Raised in Pensacola, FL and having dabbled in occupations and recreations as widespread as fashion model, photographer, filmmaker, pro-surfer, New York taxi driver and drifter, White infuses much of his varied past into his music - if only indirectly. While much of the haunting compositions on Transnormal Skiperoo would point more towards his days as a drifter, there are a number of songs that reflect his newfound joy. The sweet acoustic opener "A Town Called Amen" deals with White's acceptance of growing old and settling in, while "Pieces of Heaven" is more of a love letter to his two daughters.

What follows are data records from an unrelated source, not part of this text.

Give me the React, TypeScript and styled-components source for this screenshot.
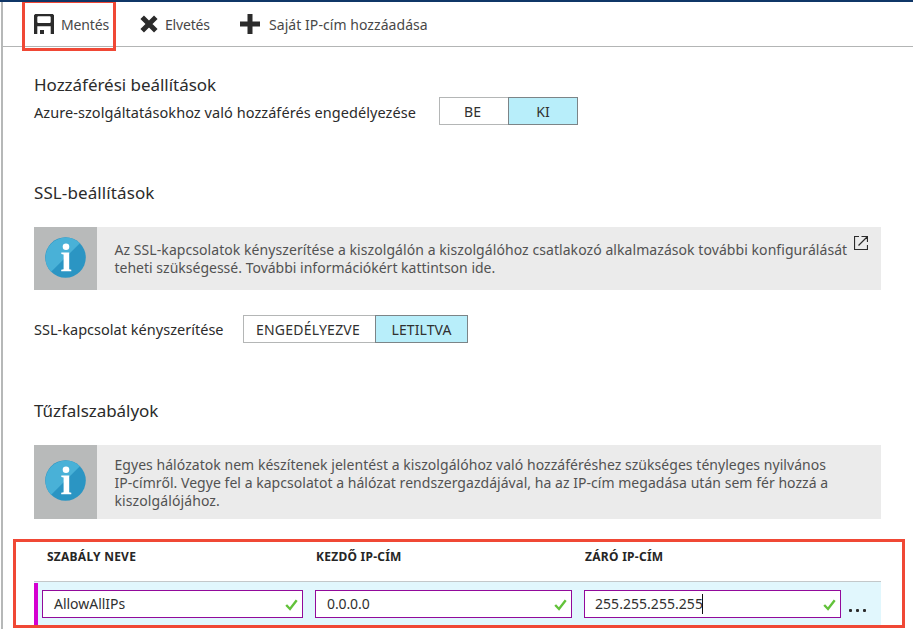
import React from "react";
import styled, { createGlobalStyle } from "styled-components";

const GlobalStyle = createGlobalStyle`
  * { box-sizing: border-box; }
  html, body { margin: 0; padding: 0; overflow: hidden; }
  body { background: #fff; font-family: "Noto Sans", "Open Sans", sans-serif; color: #2b2b2b; }
`;

const Page = styled.div`
  position: relative;
  width: 913px;
  height: 629px;
  overflow: hidden;
  border-top: 2px solid #0f3667;
`;

const Blade = styled.main`
  height: 627px;
  margin-left: 1px;
  border-left: 2px solid #b6b8b8;
`;

const Toolbar = styled.div`
  display: flex;
  align-items: center;
  height: 45px;
  padding-left: 31px;
  border-bottom: 1px solid #b3b5b5;
`;

const Command = styled.button<{ $width: number; $gap: number; $spacing: number }>`
  display: flex;
  flex: none;
  align-items: center;
  gap: ${(p) => p.$gap}px;
  width: ${(p) => p.$width}px;
  padding: 0;
  border: 0;
  background: none;
  color: #484848;
  font: 14px/20px "Noto Sans", sans-serif;
  letter-spacing: ${(p) => p.$spacing}px;
  white-space: nowrap;
`;

const CommandLabel = styled.span`
  padding-top: 2px;
`;

const CommandIcon = styled.svg`
  display: block;
  flex: none;
`;

const Content = styled.div`
  width: 878px;
  padding-left: 31px;
`;

const Heading = styled.h2<{ $top: number; $spacing: number }>`
  height: 24px;
  margin: ${(p) => p.$top}px 0 0;
  font-size: 17px;
  font-weight: 400;
  line-height: 24px;
  letter-spacing: ${(p) => p.$spacing}px;
  color: #2b2b2b;
`;

const Setting = styled.div<{ $top: number }>`
  display: flex;
  align-items: center;
  height: 28px;
  margin-top: ${(p) => p.$top}px;
`;

const SettingLabel = styled.span<{ $width: number; $spacing: number; $drop: number }>`
  flex: none;
  width: ${(p) => p.$width}px;
  padding-top: ${(p) => p.$drop}px;
  font-size: 14.5px;
  line-height: 20px;
  letter-spacing: ${(p) => p.$spacing}px;
  white-space: nowrap;
`;

const Option = styled.button<{ $width: number; $active?: boolean; $spacing?: number }>`
  flex: none;
  width: ${(p) => p.$width}px;
  height: 28px;
  padding: 1px ${(p) => (p.$active ? 0 : 3)}px 0 0;
  border: 1px solid ${(p) => (p.$active ? "#7c8487" : "#b4b6b6")};
  border-right-width: ${(p) => (p.$active ? 1 : 0)}px;
  background: ${(p) => (p.$active ? "#b8eefa" : "#fff")};
  color: #303030;
  font: 14px/20px "Noto Sans", sans-serif;
  letter-spacing: ${(p) => p.$spacing ?? 0}px;
`;

const Notice = styled.section<{ $top: number; $height: number }>`
  display: flex;
  height: ${(p) => p.$height}px;
  margin-top: ${(p) => p.$top}px;
  background: #ebebeb;
`;

const NoticeBadge = styled.div<{ $pad: number }>`
  flex: none;
  width: 63px;
  padding: ${(p) => p.$pad}px 0 0 11px;
  background: #b8baba;
`;

const NoticeText = styled.div<{ $pad: number }>`
  width: 740px;
  padding: ${(p) => p.$pad}px 0 0 17.5px;
  color: #525252;
  font-size: 14px;
  line-height: 18px;
  white-space: nowrap;
`;

const Line = styled.div<{ $spacing: number }>`
  letter-spacing: ${(p) => p.$spacing}px;
`;

const LinkIcon = styled.svg`
  display: block;
  flex: none;
  margin: 9px 0 0 17px;
`;

const HeaderRow = styled.div`
  display: grid;
  grid-template-columns: 269px 269px 1fr;
  height: 40px;
  margin-top: 23px;
  padding: 5px 0 0 13px;
  border-bottom: 1px solid #c3c8ca;
`;

const HeaderCell = styled.div<{ $spacing: number }>`
  font-size: 12px;
  font-weight: 700;
  line-height: 20px;
  letter-spacing: ${(p) => p.$spacing}px;
  color: #262626;
`;

const RuleRow = styled.div`
  display: flex;
  height: 45px;
  padding: 8px 0 0 8px;
  background: linear-gradient(#d400d0, #d400d0) 0 1px / 4px 44px no-repeat #e1f7fd;
`;

const Field = styled.div<{ $width: number; $spacing: number; $pad?: number }>`
  display: flex;
  align-items: center;
  flex: none;
  width: ${(p) => p.$width}px;
  height: 28px;
  margin-right: 12px;
  padding: 0 4px 0 ${(p) => p.$pad ?? 11}px;
  border: 1px solid #920a9b;
  background: #fff;
  font-size: 14px;
  line-height: 20px;
  letter-spacing: ${(p) => p.$spacing}px;
  color: #303030;
`;

const Caret = styled.span`
  width: 1px;
  height: 20px;
  margin-left: -1px;
  background: #111;
`;

const CheckIcon = styled.svg`
  display: block;
  margin: 2px 0 0 auto;
`;

const More = styled.div`
  display: flex;
  gap: 4px;
  margin: 19px 0 0 -4px;
`;

const Dot = styled.i`
  width: 3px;
  height: 3px;
  border-radius: 1px;
  background: #2b2b2b;
`;

const Highlight = styled.div<{ $x: number; $y: number; $w: number; $h: number }>`
  position: absolute;
  left: ${(p) => p.$x}px;
  top: ${(p) => p.$y}px;
  width: ${(p) => p.$w}px;
  height: ${(p) => p.$h}px;
  border: 3px solid #f04835;
  pointer-events: none;
`;

const InfoIcon = () => (
  <svg width="41" height="41" viewBox="0 0 41 41" display="block">
    <circle cx="20.5" cy="20.5" r="20.3" fill="#2b95c3" />
    <path d="M6.15 34.85A20.3 20.3 0 0 1 34.85 6.15Z" fill="#49b1d7" />
    <circle cx="21" cy="9.7" r="3.3" fill="#fff" />
    <path
      d="M16.3 15.5H24.2V32.2L26.3 32.8V34.3H16.2V32.8L18.6 32.2V17.5L16.3 16.9Z"
      fill="#fff"
    />
  </svg>
);

const Check = () => (
  <CheckIcon width="13" height="12" viewBox="0 0 13 12">
    <path d="M1.2 6 5 10 11.7 1.3" fill="none" stroke="#62c23a" strokeWidth="2.4" />
  </CheckIcon>
);

export default function App() {
  return (
    <>
      <GlobalStyle />
      <Page>
        <Blade>
          <Toolbar>
            <Command $width={106} $gap={7} $spacing={-0.15}>
              <CommandIcon width="20" height="20" viewBox="0 0 20 20">
                <path
                  fillRule="evenodd"
                  fill="#2b2b2b"
                  d="M1.2 0H18.8L20 1.2V20H16.7V12.2H3.3V20H0V1.2ZM4 2.2 3.3 2.9V8.3L4 9H16L16.7 8.3V2.9L16 2.2ZM6 16H10V20H6Z"
                />
              </CommandIcon>
              <CommandLabel>Mentés</CommandLabel>
            </Command>
            <Command $width={100} $gap={7} $spacing={-0.18}>
              <CommandIcon width="18" height="18" viewBox="0 0 18 18">
                <path d="M2.2 2.2 15.8 15.8M15.8 2.2 2.2 15.8" stroke="#2b2b2b" strokeWidth="5" />
              </CommandIcon>
              <CommandLabel>Elvetés</CommandLabel>
            </Command>
            <Command $width={190} $gap={9} $spacing={0.06}>
              <CommandIcon width="20" height="20" viewBox="0 0 20 20">
                <path d="M10 0V20M0 10H20" stroke="#2b2b2b" strokeWidth="5" />
              </CommandIcon>
              <CommandLabel>Saját IP-cím hozzáadása</CommandLabel>
            </Command>
          </Toolbar>

          <Content>
            <Heading $top={26} $spacing={-0.03}>Hozzáférési beállítások</Heading>
            <Setting $top={0}>
              <SettingLabel $width={405} $spacing={0.065} $drop={2}>
                Azure-szolgáltatásokhoz való hozzáférés engedélyezése
              </SettingLabel>
              <Option $width={69} $spacing={0}>BE</Option>
              <Option $width={70} $active>KI</Option>
            </Setting>

            <Heading $top={56} $spacing={0.1}>SSL-beállítások</Heading>
            <Notice $top={22} $height={63}>
              <NoticeBadge $pad={10}><InfoIcon /></NoticeBadge>
              <NoticeText $pad={14}>
                <Line $spacing={0.066}>
                  Az SSL-kapcsolatok kényszerítése a kiszolgálón a kiszolgálóhoz csatlakozó alkalmazások további konfigurálását
                </Line>
                <Line $spacing={0.005}>teheti szükségessé. További információkért kattintson ide.</Line>
              </NoticeText>
              <LinkIcon width="14" height="14" viewBox="0 0 14 14">
                <path
                  d="M5 .5H.5V13.5H13.5V9M7.5 .5H13.5V6M13.5 .5 4.5 9.5"
                  fill="none"
                  stroke="#2b2b2b"
                  strokeWidth="1.2"
                />
              </LinkIcon>
            </Notice>

            <Setting $top={25}>
              <SettingLabel $width={209} $spacing={0.02} $drop={0}>SSL-kapcsolat kényszerítése</SettingLabel>
              <Option $width={132} $spacing={0.24}>ENGEDÉLYEZVE</Option>
              <Option $width={93} $active $spacing={0.08}>LETILTVA</Option>
            </Setting>

            <Heading $top={56} $spacing={-0.04}>Tűzfalszabályok</Heading>
            <Notice $top={22} $height={74}>
              <NoticeBadge $pad={15}><InfoIcon /></NoticeBadge>
              <NoticeText $pad={11}>
                <Line $spacing={0.042}>
                  Egyes hálózatok nem készítenek jelentést a kiszolgálóhoz való hozzáféréshez szükséges tényleges nyilvános
                </Line>
                <Line $spacing={0.036}>
                  IP-címről. Vegye fel a kapcsolatot a hálózat rendszergazdájával, ha az IP-cím megadása után sem fér hozzá a
                </Line>
                <Line $spacing={0.1}>kiszolgálójához.</Line>
              </NoticeText>
            </Notice>

            <HeaderRow>
              <HeaderCell $spacing={0.25}>SZABÁLY NEVE</HeaderCell>
              <HeaderCell $spacing={0.25}>KEZDŐ IP-CÍM</HeaderCell>
              <HeaderCell $spacing={0.28}>ZÁRÓ IP-CÍM</HeaderCell>
            </HeaderRow>
            <RuleRow>
              <Field $width={261} $spacing={-0.03}>AllowAllIPs<Check /></Field>
              <Field $width={257} $spacing={-0.1}>0.0.0.0<Check /></Field>
              <Field $width={257} $spacing={0.04} $pad={10}>
                255.255.255.255<Caret /><Check />
              </Field>
              <More><Dot /><Dot /><Dot /></More>
            </RuleRow>
          </Content>
        </Blade>
        <Highlight $x={22} $y={-2} $w={94} $h={53 - 2} />
        <Highlight $x={13} $y={537} $w={892} $h={89} />
      </Page>
    </>
  );
}
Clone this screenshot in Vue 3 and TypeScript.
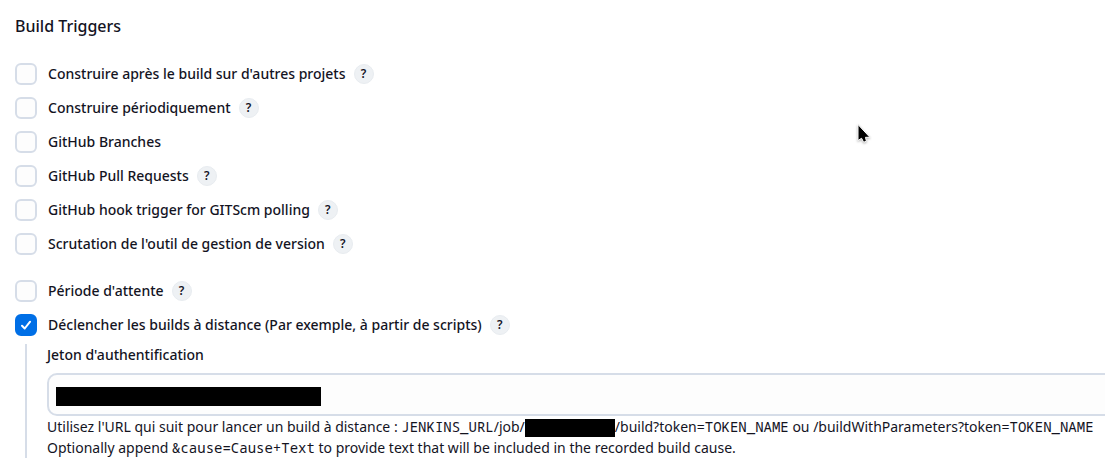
<script setup lang="ts">
import { ref } from 'vue'

interface Trigger {
  id: string
  label: string
  help: boolean
  checked: boolean
}

const groups = ref<Trigger[][]>([
  [
    { id: 'after-projects', label: "Construire après le build sur d'autres projets", help: true, checked: false },
    { id: 'periodic', label: 'Construire périodiquement', help: true, checked: false },
    { id: 'gh-branches', label: 'GitHub Branches', help: false, checked: false },
    { id: 'gh-pulls', label: 'GitHub Pull Requests', help: true, checked: false },
    { id: 'gh-hook', label: 'GitHub hook trigger for GITScm polling', help: true, checked: false },
    { id: 'scm', label: "Scrutation de l'outil de gestion de version", help: true, checked: false },
  ],
  [
    { id: 'quiet', label: "Période d'attente", help: true, checked: false },
    { id: 'remote', label: 'Déclencher les builds à distance (Par exemple, à partir de scripts)', help: true, checked: true },
  ],
])

const token = ref('')
</script>

<template>
  <main class="page">
    <h2 class="title">Build Triggers</h2>

    <div v-for="(group, g) in groups" :key="g" class="group">
      <div v-for="item in group" :key="item.id" class="row">
        <label class="option" :for="item.id">
          <span class="tick">
            <input :id="item.id" v-model="item.checked" type="checkbox" class="box" />
            <svg v-if="item.checked" class="mark" viewBox="0 0 22 22" aria-hidden="true">
              <path d="M7 11.8l2.7 2.7 5.4-6.8" />
            </svg>
          </span>
          <span>{{ item.label }}</span>
        </label>
        <button v-if="item.help" type="button" class="help" :aria-label="'Aide : ' + item.label">?</button>
      </div>
    </div>

    <section class="nested">
      <label class="field-label" for="token">Jeton d'authentification</label>
      <div class="field">
        <input id="token" v-model="token" type="text" class="text" />
        <span class="mask"></span>
      </div>
      <p class="hint">
        Utilisez l'URL qui suit pour lancer un build à distance : <code>JENKINS_URL</code>/job/<span class="redacted"></span>/build?token=<code>TOKEN_NAME</code> ou /buildWithParameters?token=<code>TOKEN_NAME</code><br />
        Optionally append <code>&amp;cause=Cause+Text</code> to provide text that will be included in the recorded build cause.
      </p>
    </section>

    <svg class="pointer" viewBox="0 0 14 20" aria-hidden="true">
      <path d="M1 .5v16l3.6-2.2 2 3.9 2.8-.9-.9-4h4.4z" />
    </svg>
  </main>
</template>

<style>
body {
  background: #fff;
}
</style>

<style scoped>
.page {
  position: relative;
  overflow: hidden;
  padding: 15px 0 12px 15px;
  color: #14141f;
  font-family: "Noto Sans", sans-serif;
  font-size: 14px;
  line-height: 22px;
}

.title {
  margin: 0 0 26px;
  font-size: 16px;
  font-weight: 500;
  line-height: 22px;
}

.group {
  display: flex;
  flex-direction: column;
  gap: 12px;
  margin-bottom: 25px;
}

.row {
  display: flex;
  align-items: center;
  gap: 8px;
}

.option {
  display: flex;
  align-items: center;
  gap: 11px;
  font-weight: 500;
}

.tick {
  position: relative;
  display: flex;
}

.box {
  appearance: none;
  box-sizing: border-box;
  width: 22px;
  height: 22px;
  margin: 0;
  border: 2px solid #d6dde8;
  border-radius: 6px;
  background: #fdfdfd;
}

.box:checked {
  border-color: #006fe6;
  background: #006fe6;
}

.mark {
  position: absolute;
  inset: 0;
  fill: none;
  stroke: #fff;
  stroke-width: 2;
  stroke-linecap: round;
  stroke-linejoin: round;
  pointer-events: none;
}

.help {
  width: 20px;
  height: 20px;
  padding: 0;
  border: 1px solid #e8ecf0;
  border-radius: 50%;
  background: #eef1f4;
  color: #14141f;
  font-family: inherit;
  font-size: 12px;
  font-weight: 600;
  line-height: 18px;
}

.nested {
  margin: -17px 0 0 10px;
  padding-left: 20px;
  border-left: 2px solid #d6dde8;
}

.field-label {
  display: block;
  margin-bottom: 8px;
  font-weight: 500;
  line-height: 21px;
}

.field {
  position: relative;
  margin-right: -12px;
}

.text {
  display: block;
  box-sizing: border-box;
  width: 100%;
  height: 43px;
  padding: 8px;
  border: 2px solid #d6dde8;
  border-radius: 10px;
  background: #fdfdfd;
  font: inherit;
}

.mask {
  position: absolute;
  top: 14px;
  left: 9px;
  width: 265px;
  height: 19px;
  background: #000;
  pointer-events: none;
}

.hint {
  margin: 0;
  line-height: 21px;
  white-space: nowrap;
}

.hint code {
  font-family: "Noto Sans Mono", "DejaVu Sans Mono", monospace;
  font-size: 14px;
  line-height: 14px;
}

.redacted {
  display: inline-block;
  width: 90px;
  height: 18px;
  background: #000;
  vertical-align: middle;
}

.pointer {
  position: absolute;
  top: 124px;
  left: 857px;
  width: 14px;
  height: 20px;
  fill: #000;
  stroke: #fff;
  stroke-width: 1;
  filter: drop-shadow(0 1px 1px rgb(0 0 0 / 30%));
}
</style>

Of course there are still numbers that are plagued by many of White's old demons, such as the Southern Gothic ballad "Jailbird," which he originally wrote at a time when he used to run from his problems, as well as the sprightly alt-country pop of "Blindly We Go, " where he raises doubts about religious zealots claiming to have spoken with God, and his spit-shined, country-honk homage to misfits "Turquoise House." And while "Crash Into The Sun" may be politically-charged lyrically, musically it's an upbeat anthem that incorporates horns along with an enthusiastic R&B swagger.
They say that pain and suffering often results in the best work from artists, but Jim White has just proven that joy, happiness and gratitude can also reaped similar results.